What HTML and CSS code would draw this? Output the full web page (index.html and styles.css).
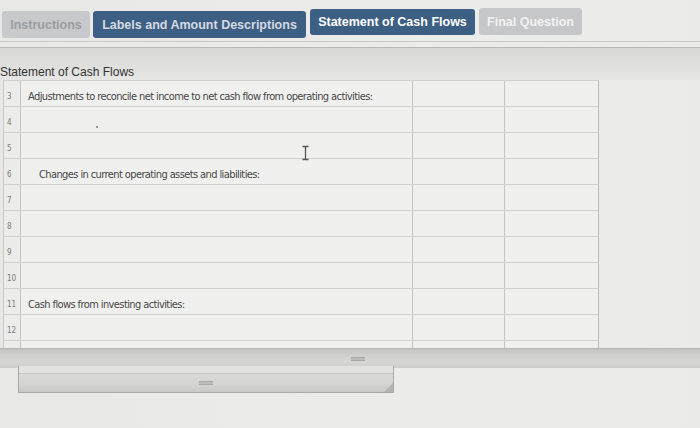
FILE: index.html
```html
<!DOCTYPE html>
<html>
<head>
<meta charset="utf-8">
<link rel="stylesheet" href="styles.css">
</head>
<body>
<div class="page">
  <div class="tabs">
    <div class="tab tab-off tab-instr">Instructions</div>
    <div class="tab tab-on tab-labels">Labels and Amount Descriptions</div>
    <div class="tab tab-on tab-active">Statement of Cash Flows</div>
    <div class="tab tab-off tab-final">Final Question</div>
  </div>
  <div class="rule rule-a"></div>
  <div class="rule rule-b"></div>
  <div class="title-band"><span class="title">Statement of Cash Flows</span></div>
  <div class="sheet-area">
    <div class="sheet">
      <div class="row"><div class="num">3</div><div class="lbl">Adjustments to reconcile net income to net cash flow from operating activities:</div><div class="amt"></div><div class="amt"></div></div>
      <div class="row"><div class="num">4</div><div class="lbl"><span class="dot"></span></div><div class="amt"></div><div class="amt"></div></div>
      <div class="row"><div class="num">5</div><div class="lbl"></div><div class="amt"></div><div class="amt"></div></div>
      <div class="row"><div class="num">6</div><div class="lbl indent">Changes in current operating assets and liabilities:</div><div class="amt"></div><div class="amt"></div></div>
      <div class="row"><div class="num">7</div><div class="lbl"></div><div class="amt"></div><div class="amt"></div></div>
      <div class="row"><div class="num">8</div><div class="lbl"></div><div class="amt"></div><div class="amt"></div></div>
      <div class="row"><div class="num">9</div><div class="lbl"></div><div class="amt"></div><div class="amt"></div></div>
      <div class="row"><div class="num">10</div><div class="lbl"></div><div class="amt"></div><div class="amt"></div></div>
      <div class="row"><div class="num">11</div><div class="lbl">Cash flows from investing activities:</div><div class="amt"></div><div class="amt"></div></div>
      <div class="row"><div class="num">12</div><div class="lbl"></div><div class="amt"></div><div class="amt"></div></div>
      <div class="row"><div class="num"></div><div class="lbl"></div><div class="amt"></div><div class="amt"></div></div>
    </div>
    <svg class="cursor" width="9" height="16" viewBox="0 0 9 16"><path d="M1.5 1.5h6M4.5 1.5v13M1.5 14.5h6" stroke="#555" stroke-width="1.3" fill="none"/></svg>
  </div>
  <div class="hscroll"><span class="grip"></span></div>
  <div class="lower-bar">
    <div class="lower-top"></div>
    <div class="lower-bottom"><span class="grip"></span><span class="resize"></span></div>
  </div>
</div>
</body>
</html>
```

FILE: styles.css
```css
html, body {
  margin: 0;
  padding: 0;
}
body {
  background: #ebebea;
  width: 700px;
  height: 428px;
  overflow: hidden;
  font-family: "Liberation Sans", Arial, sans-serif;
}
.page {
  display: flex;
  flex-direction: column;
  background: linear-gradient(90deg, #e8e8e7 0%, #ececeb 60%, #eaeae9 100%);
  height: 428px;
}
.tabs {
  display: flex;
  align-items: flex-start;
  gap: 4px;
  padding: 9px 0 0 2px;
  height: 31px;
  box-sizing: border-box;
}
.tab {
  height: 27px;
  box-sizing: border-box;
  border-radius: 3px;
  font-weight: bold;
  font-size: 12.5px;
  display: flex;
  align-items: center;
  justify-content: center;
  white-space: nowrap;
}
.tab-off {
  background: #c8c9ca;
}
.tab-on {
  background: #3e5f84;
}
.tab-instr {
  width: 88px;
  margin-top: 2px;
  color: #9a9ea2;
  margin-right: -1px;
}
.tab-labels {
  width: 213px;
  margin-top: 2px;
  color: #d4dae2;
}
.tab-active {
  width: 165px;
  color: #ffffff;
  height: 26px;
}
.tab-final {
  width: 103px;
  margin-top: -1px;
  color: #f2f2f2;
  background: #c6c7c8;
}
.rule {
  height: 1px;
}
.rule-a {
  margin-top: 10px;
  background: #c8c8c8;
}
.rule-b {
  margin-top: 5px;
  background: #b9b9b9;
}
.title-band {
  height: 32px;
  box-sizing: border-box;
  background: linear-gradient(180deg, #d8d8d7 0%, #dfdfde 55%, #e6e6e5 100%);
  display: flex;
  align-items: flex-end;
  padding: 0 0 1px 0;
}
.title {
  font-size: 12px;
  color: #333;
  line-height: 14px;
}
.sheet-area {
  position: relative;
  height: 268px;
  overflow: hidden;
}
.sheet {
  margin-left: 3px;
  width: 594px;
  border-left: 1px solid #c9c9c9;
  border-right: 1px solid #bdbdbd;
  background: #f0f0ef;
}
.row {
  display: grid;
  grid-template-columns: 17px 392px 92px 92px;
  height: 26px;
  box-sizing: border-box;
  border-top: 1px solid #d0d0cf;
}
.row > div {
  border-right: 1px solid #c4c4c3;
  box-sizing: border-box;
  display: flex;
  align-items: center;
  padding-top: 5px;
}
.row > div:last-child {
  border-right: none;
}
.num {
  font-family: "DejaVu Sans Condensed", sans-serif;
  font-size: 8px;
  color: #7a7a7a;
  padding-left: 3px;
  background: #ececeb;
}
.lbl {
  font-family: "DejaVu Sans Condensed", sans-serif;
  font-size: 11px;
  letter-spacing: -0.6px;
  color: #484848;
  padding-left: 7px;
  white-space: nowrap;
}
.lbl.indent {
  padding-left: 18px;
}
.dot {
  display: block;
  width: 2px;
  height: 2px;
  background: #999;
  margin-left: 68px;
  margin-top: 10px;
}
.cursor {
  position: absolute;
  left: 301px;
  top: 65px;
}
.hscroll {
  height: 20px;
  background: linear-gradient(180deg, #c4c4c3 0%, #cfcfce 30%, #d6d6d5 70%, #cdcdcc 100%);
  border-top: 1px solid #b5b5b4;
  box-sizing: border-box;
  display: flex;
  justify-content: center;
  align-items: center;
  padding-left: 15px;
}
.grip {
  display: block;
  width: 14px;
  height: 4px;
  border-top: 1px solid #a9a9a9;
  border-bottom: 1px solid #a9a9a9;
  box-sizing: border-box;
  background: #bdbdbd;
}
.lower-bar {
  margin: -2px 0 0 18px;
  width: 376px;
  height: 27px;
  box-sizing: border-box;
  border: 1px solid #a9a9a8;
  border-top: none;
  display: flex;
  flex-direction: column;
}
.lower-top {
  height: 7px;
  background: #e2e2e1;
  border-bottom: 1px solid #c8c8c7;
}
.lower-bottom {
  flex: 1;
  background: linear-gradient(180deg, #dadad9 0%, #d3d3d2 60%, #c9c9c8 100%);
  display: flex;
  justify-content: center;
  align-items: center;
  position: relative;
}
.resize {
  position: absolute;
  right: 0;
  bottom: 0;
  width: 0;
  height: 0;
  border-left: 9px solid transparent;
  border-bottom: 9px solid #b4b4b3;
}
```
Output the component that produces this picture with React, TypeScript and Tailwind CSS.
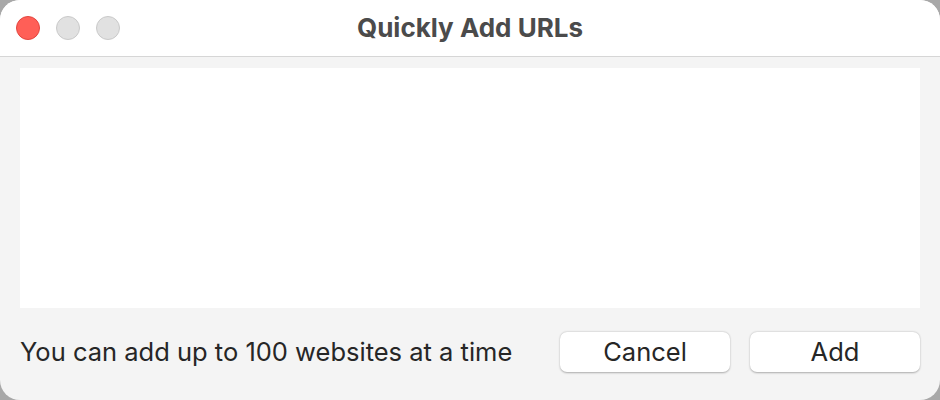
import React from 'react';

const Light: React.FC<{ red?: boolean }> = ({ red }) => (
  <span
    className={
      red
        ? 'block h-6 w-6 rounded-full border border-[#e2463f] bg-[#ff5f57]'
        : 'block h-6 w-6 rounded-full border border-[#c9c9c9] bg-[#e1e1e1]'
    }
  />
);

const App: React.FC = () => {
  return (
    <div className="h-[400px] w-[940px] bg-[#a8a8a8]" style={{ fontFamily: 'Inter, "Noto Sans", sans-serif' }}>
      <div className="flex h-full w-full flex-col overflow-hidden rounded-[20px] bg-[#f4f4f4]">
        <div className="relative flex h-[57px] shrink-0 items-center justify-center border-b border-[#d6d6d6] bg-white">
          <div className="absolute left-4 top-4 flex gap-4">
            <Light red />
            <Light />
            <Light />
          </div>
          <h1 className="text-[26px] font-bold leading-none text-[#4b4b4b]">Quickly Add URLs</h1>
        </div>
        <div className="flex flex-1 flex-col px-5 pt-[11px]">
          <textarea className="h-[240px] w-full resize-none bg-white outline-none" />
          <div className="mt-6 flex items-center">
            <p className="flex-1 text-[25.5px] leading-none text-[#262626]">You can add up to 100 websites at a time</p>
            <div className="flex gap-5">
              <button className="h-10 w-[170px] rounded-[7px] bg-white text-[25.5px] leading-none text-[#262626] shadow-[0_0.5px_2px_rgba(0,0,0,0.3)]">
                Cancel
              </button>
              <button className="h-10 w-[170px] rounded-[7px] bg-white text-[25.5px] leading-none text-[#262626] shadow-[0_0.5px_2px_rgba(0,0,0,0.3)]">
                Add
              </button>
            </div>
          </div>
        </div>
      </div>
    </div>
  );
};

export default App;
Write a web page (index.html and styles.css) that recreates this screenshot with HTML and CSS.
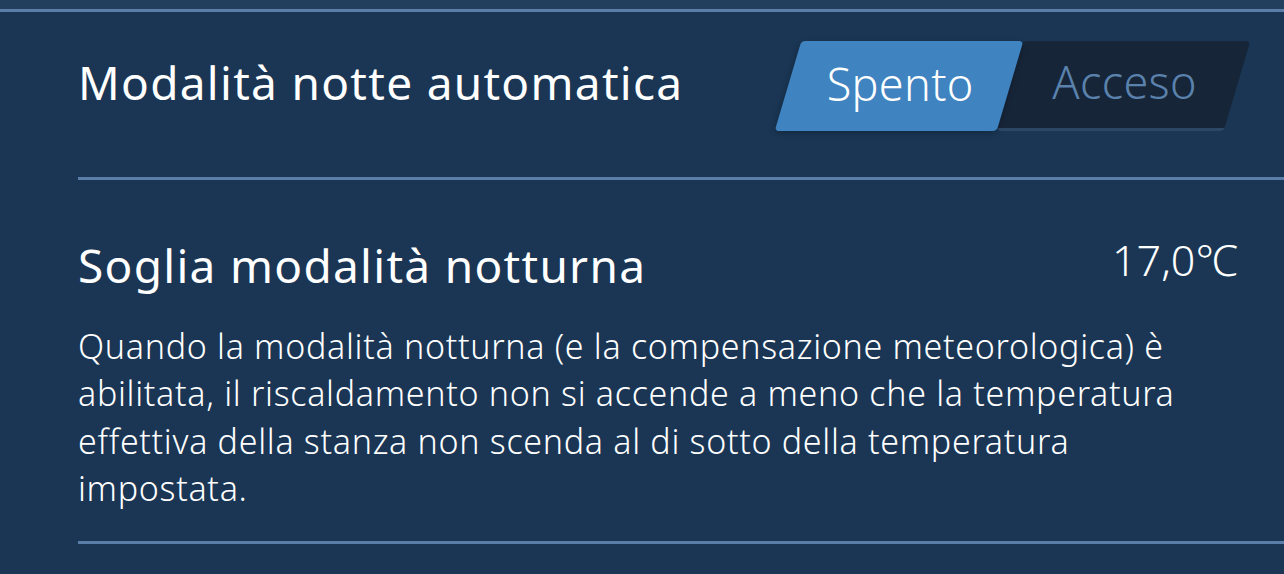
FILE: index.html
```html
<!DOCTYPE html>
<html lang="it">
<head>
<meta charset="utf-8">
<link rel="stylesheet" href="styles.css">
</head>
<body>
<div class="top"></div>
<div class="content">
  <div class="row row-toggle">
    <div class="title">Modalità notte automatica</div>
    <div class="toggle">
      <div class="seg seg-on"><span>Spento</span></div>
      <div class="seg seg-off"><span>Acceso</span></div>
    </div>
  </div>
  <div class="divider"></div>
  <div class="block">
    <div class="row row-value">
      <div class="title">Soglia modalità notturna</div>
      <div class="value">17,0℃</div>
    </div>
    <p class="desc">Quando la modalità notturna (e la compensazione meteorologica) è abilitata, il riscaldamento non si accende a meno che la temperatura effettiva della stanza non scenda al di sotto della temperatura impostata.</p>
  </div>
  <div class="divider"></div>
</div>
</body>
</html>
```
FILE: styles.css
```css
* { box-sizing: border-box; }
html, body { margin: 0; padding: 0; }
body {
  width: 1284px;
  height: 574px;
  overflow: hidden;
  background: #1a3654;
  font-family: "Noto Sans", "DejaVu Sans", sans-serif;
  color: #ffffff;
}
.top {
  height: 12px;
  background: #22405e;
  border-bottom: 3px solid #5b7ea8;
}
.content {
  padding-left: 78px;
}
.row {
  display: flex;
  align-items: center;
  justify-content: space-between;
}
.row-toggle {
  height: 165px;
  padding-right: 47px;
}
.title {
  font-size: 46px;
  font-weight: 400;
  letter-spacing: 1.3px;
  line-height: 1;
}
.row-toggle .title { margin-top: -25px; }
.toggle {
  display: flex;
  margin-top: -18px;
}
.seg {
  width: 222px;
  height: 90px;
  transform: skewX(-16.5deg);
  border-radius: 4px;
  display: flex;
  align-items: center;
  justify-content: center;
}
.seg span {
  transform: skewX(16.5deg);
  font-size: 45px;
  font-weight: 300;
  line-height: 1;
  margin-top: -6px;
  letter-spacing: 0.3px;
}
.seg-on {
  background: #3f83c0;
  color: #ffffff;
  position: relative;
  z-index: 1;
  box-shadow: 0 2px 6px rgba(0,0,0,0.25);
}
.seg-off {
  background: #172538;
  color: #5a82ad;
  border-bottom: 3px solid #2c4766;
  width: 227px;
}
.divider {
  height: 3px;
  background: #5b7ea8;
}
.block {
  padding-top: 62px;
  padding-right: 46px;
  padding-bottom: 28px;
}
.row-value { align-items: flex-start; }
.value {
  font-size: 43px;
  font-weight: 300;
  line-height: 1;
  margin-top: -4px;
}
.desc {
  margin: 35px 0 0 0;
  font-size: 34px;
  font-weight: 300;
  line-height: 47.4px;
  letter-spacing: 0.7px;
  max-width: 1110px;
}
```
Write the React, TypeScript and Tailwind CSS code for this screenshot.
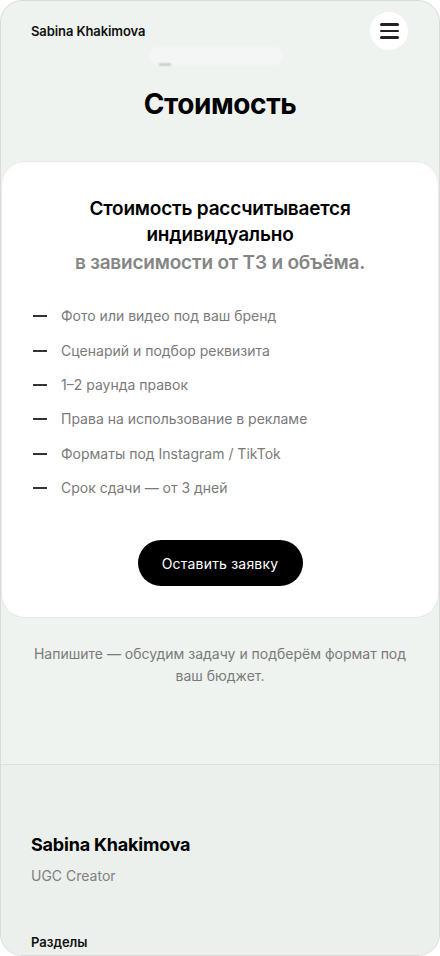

● What you are asked to do: Which lines include the word "Output"? Copy every one of them.

● Answer for this exercise:
What HTML and CSS code would draw this? Output the full web page (index.html and styles.css).
Output the component that produces this picture with React, TypeScript and Tailwind CSS.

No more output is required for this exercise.